The caveat to PJI 2:85A notes that this charge is appropriate for actions pending in the Second and Fourth Departments. These Departments reason that a presumption of negligence is appropriate given the difficulty a plaintiff would face in trying to ascertain the circumstances that caused the defendant to fall asleep. Conversely, falling asleep at the wheel does not give rise to a presumption of negligence in the Third Department. There, the burden is on the plaintiff to show that the defendant continued to drive despite having warning of the likelihood of falling asleep.
Motorist’s Duty Regarding Vehicle Maintenance, Comparative Negligence of Passengers
PJI 2:86 covers accidents arising out of vehicle equipment failure.
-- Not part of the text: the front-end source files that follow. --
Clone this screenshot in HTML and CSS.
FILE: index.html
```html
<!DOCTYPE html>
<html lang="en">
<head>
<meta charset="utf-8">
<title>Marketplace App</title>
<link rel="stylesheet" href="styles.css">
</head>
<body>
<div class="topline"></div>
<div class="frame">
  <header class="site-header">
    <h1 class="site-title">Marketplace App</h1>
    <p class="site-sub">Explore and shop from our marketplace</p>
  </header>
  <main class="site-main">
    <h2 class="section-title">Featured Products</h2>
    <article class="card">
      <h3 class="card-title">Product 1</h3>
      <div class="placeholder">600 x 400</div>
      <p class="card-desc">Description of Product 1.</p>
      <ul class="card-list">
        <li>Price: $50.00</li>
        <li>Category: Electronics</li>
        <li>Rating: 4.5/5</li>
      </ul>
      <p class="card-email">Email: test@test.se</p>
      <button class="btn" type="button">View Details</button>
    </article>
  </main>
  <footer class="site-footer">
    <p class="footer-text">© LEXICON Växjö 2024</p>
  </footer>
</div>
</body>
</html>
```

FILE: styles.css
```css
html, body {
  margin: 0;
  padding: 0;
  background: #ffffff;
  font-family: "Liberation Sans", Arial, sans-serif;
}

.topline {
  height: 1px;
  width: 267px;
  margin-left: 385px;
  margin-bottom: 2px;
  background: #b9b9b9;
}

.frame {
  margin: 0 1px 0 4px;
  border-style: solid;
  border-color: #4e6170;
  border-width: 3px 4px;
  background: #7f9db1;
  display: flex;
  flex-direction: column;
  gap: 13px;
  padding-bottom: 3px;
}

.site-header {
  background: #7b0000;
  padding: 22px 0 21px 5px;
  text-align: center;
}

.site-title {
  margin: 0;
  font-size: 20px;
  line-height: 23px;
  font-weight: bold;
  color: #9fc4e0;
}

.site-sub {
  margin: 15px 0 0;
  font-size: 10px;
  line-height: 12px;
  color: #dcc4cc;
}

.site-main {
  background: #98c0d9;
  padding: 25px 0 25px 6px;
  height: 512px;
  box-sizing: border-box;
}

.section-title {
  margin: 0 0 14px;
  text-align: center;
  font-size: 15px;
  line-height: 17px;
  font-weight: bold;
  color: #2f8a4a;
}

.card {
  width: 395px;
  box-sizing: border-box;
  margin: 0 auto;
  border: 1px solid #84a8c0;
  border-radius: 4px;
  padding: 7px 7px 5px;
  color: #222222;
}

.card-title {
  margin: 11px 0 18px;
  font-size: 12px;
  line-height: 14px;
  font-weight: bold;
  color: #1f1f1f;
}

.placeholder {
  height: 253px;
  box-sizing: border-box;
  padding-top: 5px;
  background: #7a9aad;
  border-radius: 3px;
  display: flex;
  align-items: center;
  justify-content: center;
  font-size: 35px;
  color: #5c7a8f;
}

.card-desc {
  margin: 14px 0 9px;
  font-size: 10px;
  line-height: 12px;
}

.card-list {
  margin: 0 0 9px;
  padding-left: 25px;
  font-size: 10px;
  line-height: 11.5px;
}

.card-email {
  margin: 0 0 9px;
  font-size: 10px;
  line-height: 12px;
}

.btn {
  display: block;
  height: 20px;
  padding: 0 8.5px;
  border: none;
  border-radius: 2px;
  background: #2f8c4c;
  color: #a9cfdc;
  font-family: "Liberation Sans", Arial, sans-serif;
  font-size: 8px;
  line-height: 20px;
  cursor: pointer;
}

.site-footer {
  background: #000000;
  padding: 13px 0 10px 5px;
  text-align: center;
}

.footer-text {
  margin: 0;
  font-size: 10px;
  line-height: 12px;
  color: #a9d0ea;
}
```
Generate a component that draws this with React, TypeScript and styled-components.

Where PJI 2:86 is charged, the jury will be informed that the defendant had a duty to use such care in the inspection, maintenance and repair of the vehicle that a reasonable prudent person would use under the circumstances. This charge is derived from the common law and is applicable to both the owner and the operator of a vehicle.
Where the plaintiff was a passenger in the defendant’s car, PJI 2:87 asks the jury to determine the comparative negligence of the passenger. While a passenger is generally not responsible for the negligence of the driver, a passenger who failed to use reasonable care for his own safety is to be found negligent and the jury must consider whether this failure was a substantial factor in causing his injury. (A passenger who is aware that intoxication has deprived the driver of reasonable control of the automobile may be found to be negligent).
Comparative negligence is most commonly demonstrated where the passenger failed to wear a seat belt, thus PJI 2:87 contains a set of supplemental instructions specifically related to seatbelt use.
CONCLUSION
When involved in litigation stemming from an automobile accident in New York, counsel for both the plaintiff and defense must be thoroughly versed in the applicable sections of the PJI. The PJI covers a wide range of scenarios, includes a number of examples and often points directly to the governing laws. Counsel should plumb the depth of PJI and be fully aware of the numerous duties it imposes on motorists and pedestrians in order to use this took effectively at trial.